Nous sommes en Tanzanie au début du siècle dernier, en pleine crise d'hégémonie européenne tournée vers les colonies. Allemands, britanniques, portugais, belges (pas trop de français de ce côté-ci de l'Afrique de l'Est) se livrent à des combats sans merci, entre eux ou envers les habitants. Les locaux seront le plus souvent écrasés par les askaris dans les rebellions freinant les avancées, ou plus simplement affamés par les pénuries et les razzias allemandes orchestrées dans les villages. Parmi eux il y a Ilyas, enlevé tel un simple fétu de paille par un soldat allemand sur le quai d'une gare, pour simplement l'avoir à portée de main d'esclavagiste. Ilyas ne reverra pas sa famille, même s'il finira par retrouver sa jeune soeur Afiya expédiée en famille d'accueil au décès de ses parents. Avant de repartir au combat, volontaire cette fois dans la Schutztruppe. Il y a aussi Hamza, empêtré dans la servitude envers un officier allemand, lui même empêtré dans la guerre envers les locaux ou les britanniques. Hamza sera lui aussi libéré, une vilaine blessure en souvenir. L'occasion de retrouver la grande ville où il a vécu et je n'en dirai pas plus, contrairement à la 4ème de couv qui prend ses aises en résumant les grandes lignes. Même s'il peut être bon de savoir que le reste naviguera plus souvent entre espoir et amour que précédemment, par le biais de personnages marquants tel Khalifa au grand coeur camouflé, « bourru sentimental attentif aux autres et aux torts qui leur sont faits »

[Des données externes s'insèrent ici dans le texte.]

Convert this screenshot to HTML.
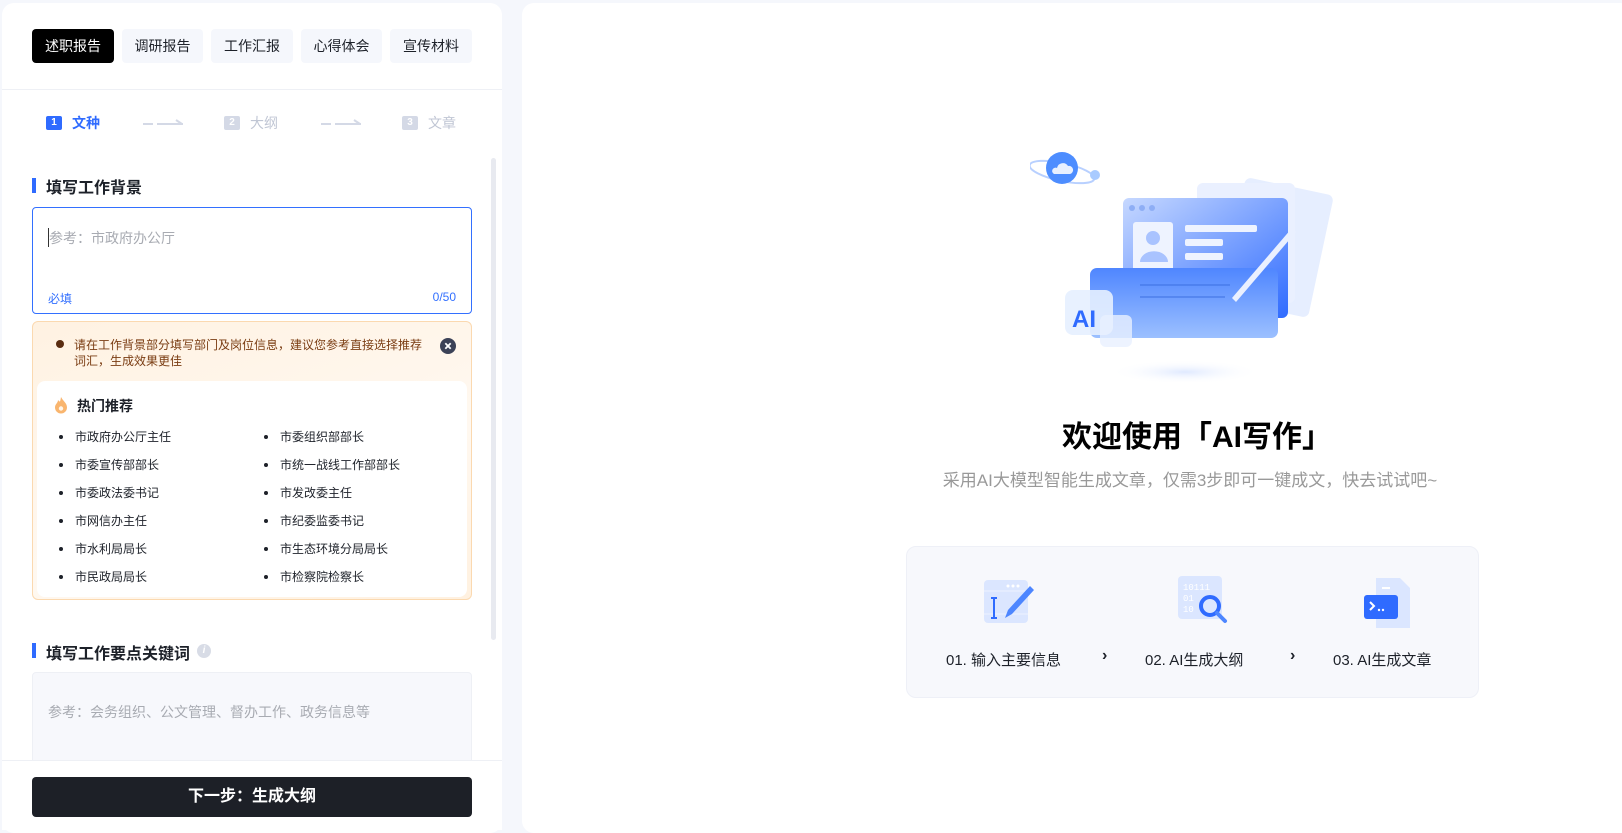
<!DOCTYPE html>
<html><head><meta charset="utf-8"><style>
*{margin:0;padding:0;box-sizing:border-box}
body{width:1622px;height:827px;background:#f5f7fc;font-family:"Liberation Sans","Noto Sans CJK SC",sans-serif;position:relative;overflow:hidden;color:#1d2129}
.a{position:absolute}
.lp{left:2px;top:3px;width:500px;height:830px;background:#fff;border-radius:12px}
.rp{left:522px;top:3px;width:1110px;height:830px;background:#fff;border-radius:12px}
.tab{position:absolute;top:29px;height:34px;border-radius:4px;background:#f5f7fc;font-size:14px;line-height:34px;text-align:center;color:#1d2129}
.tab.on{background:#000;color:#fff}
.st{font-size:14px;top:113px;line-height:20px}
.num{position:absolute;top:116px;width:16px;height:14px;border-radius:2px;font-size:10px;color:#fff;text-align:center;line-height:14px;font-weight:bold}
.sec{font-size:16px;font-weight:bold;color:#1d2129}
.bar{width:4px;height:15px;background:#2f6bff}
.li{position:absolute;font-size:12px;color:#1d2129;line-height:16px}
.li:before{content:"";position:absolute;left:-16px;top:6px;width:4px;height:4px;border-radius:50%;background:#1d2129}
</style></head><body>
<div class="a lp"></div>
<div class="tab on" style="left:32px;width:82px">述职报告</div>
<div class="tab" style="left:122px;width:81px">调研报告</div>
<div class="tab" style="left:211px;width:82px">工作汇报</div>
<div class="tab" style="left:301px;width:81px">心得体会</div>
<div class="tab" style="left:390px;width:82px">宣传材料</div>
<div class="a" style="left:2px;top:89px;width:500px;height:1px;background:#eef0f5"></div>

<div class="num" style="left:46px;background:#2f6bff">1</div>
<div class="a st" style="left:72px;color:#2f6bff;font-weight:bold">文种</div>
<svg class="a" style="left:143px;top:118px" width="42" height="10"><path d="M0 6h10M14 6h26M33 2l6 4" stroke="#d4d9e6" stroke-width="2" fill="none"/></svg>
<div class="num" style="left:224px;background:#d4d9e6">2</div>
<div class="a st" style="left:250px;color:#c0c6d4">大纲</div>
<svg class="a" style="left:321px;top:118px" width="42" height="10"><path d="M0 6h10M14 6h26M33 2l6 4" stroke="#d4d9e6" stroke-width="2" fill="none"/></svg>
<div class="num" style="left:402px;background:#d4d9e6">3</div>
<div class="a st" style="left:428px;color:#c0c6d4">文章</div>

<div class="a" style="left:491px;top:158px;width:5px;height:482px;background:#e8eaf0;border-radius:3px"></div>

<div class="a bar" style="left:32px;top:178px"></div>
<div class="a sec" style="left:46px;top:174px">填写工作背景</div>
<div class="a" style="left:32px;top:207px;width:440px;height:107px;border:1px solid #3370ff;border-radius:4px"></div>
<div class="a" style="left:48px;top:228px;width:1px;height:19px;background:#333"></div>
<div class="a" style="left:49px;top:228px;font-size:14px;color:#a8abb2">参考：市政府办公厅</div>
<div class="a" style="left:48px;top:290px;font-size:12px;color:#3370ff">必填</div>
<div class="a" style="left:410px;width:46px;text-align:right;top:290px;font-size:12px;color:#3370ff">0/50</div>

<div class="a" style="left:32px;top:321px;width:440px;height:279px;border:1px solid #fbd9b0;border-radius:6px;background:linear-gradient(160deg,#fff2e2,#fff8f0 60%,#fff1e0)"></div>
<div class="a" style="left:56px;top:340px;width:8px;height:8px;border-radius:50%;background:#5a2c10"></div>
<div class="a" style="left:74px;top:337px;width:350px;font-size:12px;line-height:16px;color:#7a3c12">请在工作背景部分填写部门及岗位信息，建议您参考直接选择推荐词汇，生成效果更佳</div>
<svg class="a" style="left:440px;top:338px" width="16" height="16"><circle cx="8" cy="8" r="8" fill="#3c4257"/><path d="M5.3 5.3l5.4 5.4M10.7 5.3l-5.4 5.4" stroke="#fff" stroke-width="1.8"/></svg>
<div class="a" style="left:37px;top:381px;width:430px;height:216px;background:#fff;border-radius:8px"></div>
<svg class="a" style="left:54px;top:396px" width="14" height="18"><path d="M7 1C9 5 13 7 13 11.5A6 6 0 0 1 1 11.5C1 8 4 7 4 4C6 6 6 7 7 1Z" fill="#f9b56e"/><circle cx="7" cy="12.5" r="2.2" fill="#fff5e8"/></svg>
<div class="a" style="left:77px;top:396px;font-size:14px;font-weight:bold">热门推荐</div>
<div class="li" style="left:75px;top:429px">市政府办公厅主任</div>
<div class="li" style="left:75px;top:457px">市委宣传部部长</div>
<div class="li" style="left:75px;top:485px">市委政法委书记</div>
<div class="li" style="left:75px;top:513px">市网信办主任</div>
<div class="li" style="left:75px;top:541px">市水利局局长</div>
<div class="li" style="left:75px;top:569px">市民政局局长</div>
<div class="li" style="left:280px;top:429px">市委组织部部长</div>
<div class="li" style="left:280px;top:457px">市统一战线工作部部长</div>
<div class="li" style="left:280px;top:485px">市发改委主任</div>
<div class="li" style="left:280px;top:513px">市纪委监委书记</div>
<div class="li" style="left:280px;top:541px">市生态环境分局局长</div>
<div class="li" style="left:280px;top:569px">市检察院检察长</div>

<div class="a bar" style="left:32px;top:643px"></div>
<div class="a sec" style="left:46px;top:640px">填写工作要点关键词</div>
<div class="a" style="left:197px;top:644px;width:14px;height:14px;border-radius:50%;background:#d8dce6;color:#fff;font-size:10px;font-style:italic;font-weight:bold;text-align:center;line-height:14px">i</div>
<div class="a" style="left:32px;top:672px;width:440px;height:100px;background:#f7f8fc;border:1px solid #eef0f5;border-radius:4px"></div>
<div class="a" style="left:48px;top:702px;font-size:14px;color:#a8abb2">参考：会务组织、公文管理、督办工作、政务信息等</div>
<div class="a" style="left:2px;top:760px;width:500px;height:70px;background:#fff;border-top:1px solid #eef0f5"></div>
<div class="a" style="left:32px;top:777px;width:440px;height:40px;background:#1d2027;border-radius:4px;color:#fff;font-size:16px;font-weight:bold;text-align:center;line-height:40px">下一步：生成大纲</div>

<div class="a rp"></div>
<svg class="a" style="left:1030px;top:150px" width="310" height="240">
<defs><linearGradient id="g1" x1="0" y1="0" x2="1" y2="1"><stop offset="0" stop-color="#c6d8ff"/><stop offset="1" stop-color="#2f6bff"/></linearGradient>
<linearGradient id="g2" x1="0" y1="0" x2="0" y2="1"><stop offset="0" stop-color="#4f86ff"/><stop offset="1" stop-color="#9cc0ff"/></linearGradient>
<radialGradient id="g3"><stop offset="0" stop-color="#dfe9ff"/><stop offset="1" stop-color="#fff" stop-opacity="0"/></radialGradient></defs>
<ellipse cx="155" cy="222" rx="75" ry="12" fill="url(#g3)"/>
<rect x="202" y="35" width="90" height="125" rx="6" fill="#e6eeff" transform="rotate(12 247 97)"/>
<rect x="167" y="33" width="98" height="120" rx="6" fill="#eaf0ff"/>
<rect x="93" y="48" width="165" height="120" rx="6" fill="url(#g1)"/>
<circle cx="102" cy="58" r="3" fill="#8eaef5"/><circle cx="112" cy="58" r="3" fill="#8eaef5"/><circle cx="122" cy="58" r="3" fill="#8eaef5"/>
<rect x="103" y="72" width="40" height="50" rx="3" fill="#eef3ff"/>
<circle cx="123" cy="88" r="7" fill="#a9c3ff"/><path d="M110 112a13 10 0 0 1 28 0z" fill="#a9c3ff"/>
<rect x="155" y="75" width="72" height="7" rx="2" fill="#eef3ff"/>
<rect x="155" y="89" width="38" height="7" rx="2" fill="#eef3ff"/>
<rect x="155" y="103" width="38" height="7" rx="2" fill="#eef3ff"/>
<rect x="60" y="118" width="188" height="70" rx="7" fill="url(#g2)"/>
<path d="M110 135h90M110 147h85" stroke="#3c6fe0" stroke-width="1"/>
<path d="M262 78l-60 70 4 4 60-70z" fill="#eaf0ff"/>
<rect x="35" y="140" width="48" height="45" rx="8" fill="#e6efff" opacity=".9"/>
<rect x="70" y="165" width="32" height="32" rx="6" fill="#e9f0ff" opacity=".8"/>
<text x="42" y="177" font-family="Liberation Sans" font-weight="bold" font-size="24" fill="#2f6bff">AI</text>
<ellipse cx="32" cy="22" rx="33" ry="9" fill="none" stroke="#b8d0ff" stroke-width="2" transform="rotate(12 32 22)"/>
<circle cx="32" cy="18" r="16" fill="#4d8dff"/>
<path d="M24 24h16a4 4 0 0 0-2-8 6 6 0 0 0-11 2 3 3 0 0 0-3 6z" fill="#e8f0ff"/>
<circle cx="65" cy="25" r="5" fill="#a9cbff"/>
</svg>
<div class="a" style="left:897px;width:600px;text-align:center;top:412px;font-size:30px;font-weight:bold;color:#000">欢迎使用「AI写作」</div>
<div class="a" style="left:890px;width:600px;text-align:center;top:466px;font-size:17px;color:#999">采用AI大模型智能生成文章，仅需3步即可一键成文，快去试试吧~</div>

<div class="a" style="left:906px;top:546px;width:573px;height:152px;background:#f7f8fc;border:1px solid #eef0f7;border-radius:10px"></div>
<svg class="a" style="left:982px;top:576px" width="56" height="50"><rect x="2" y="4" width="44" height="43" rx="4" fill="#dbe6ff"/><path d="M2 15h44M2 38h44" stroke="#eef3ff"/><circle cx="26" cy="10" r="1.5" fill="#fff"/><circle cx="31" cy="10" r="1.5" fill="#fff"/><circle cx="36" cy="10" r="1.5" fill="#fff"/><path d="M12 22v20M9 22h6M9 42h6" stroke="#2f6bff" stroke-width="2"/><path d="M48 10l-22 24-3 8 7-4 22-24z" fill="#4d86ff"/></svg>
<div class="a" style="left:946px;top:649px;font-size:15px">01. 输入主要信息</div>
<div class="a" style="left:1102px;top:647px;font-size:16px;font-weight:bold">›</div>
<svg class="a" style="left:1176px;top:574px" width="56" height="56"><rect x="2" y="2" width="44" height="43" rx="4" fill="#dbe6ff"/><text x="7" y="16" font-size="9" fill="#fff" font-family="Liberation Mono">10111</text><text x="7" y="27" font-size="9" fill="#fff" font-family="Liberation Mono">01</text><text x="7" y="38" font-size="9" fill="#fff" font-family="Liberation Mono">10</text><circle cx="34" cy="32" r="9" fill="none" stroke="#2f6bff" stroke-width="4"/><path d="M41 39l8 8" stroke="#4d86ff" stroke-width="4" stroke-linecap="round"/></svg>
<div class="a" style="left:1145px;top:649px;font-size:15px">02. AI生成大纲</div>
<div class="a" style="left:1290px;top:647px;font-size:16px;font-weight:bold">›</div>
<svg class="a" style="left:1362px;top:576px" width="50" height="56"><path d="M14 2h24l10 10v40H14z" fill="#dbe6ff"/><path d="M20 12h8" stroke="#fff" stroke-width="2"/><rect x="2" y="19" width="34" height="24" rx="3" fill="#2f6bff"/><path d="M8 26l4 4-4 4" stroke="#fff" stroke-width="2" fill="none"/><circle cx="17" cy="34" r="1.2" fill="#fff"/><circle cx="21" cy="34" r="1.2" fill="#fff"/></svg>
<div class="a" style="left:1333px;top:649px;font-size:15px">03. AI生成文章</div>
</body></html>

LA grande force de ce roman me paraît être sa facilité à nous immerger dans un monde éloigné qui nous deviendra familier et sensible, à travers une écriture sans flonflon ni fioriture, essentiellement factuelle, pouvant même paraître neutre. Pas de détours ni de doutes, Abdulrazak Gurnah entre essentiellement dans ses personnages par leurs actions, mais il ressort de son art de conter une maîtrise et une forme de détermination, on embarque sans retenue dans ses destinées d'avant augurant celles d'après, en éprouvant leur sensibilité. le genre d'auteur qui ne perd pas son temps, car il a tout simplement des choses à nous dire, et nous faire ressentir.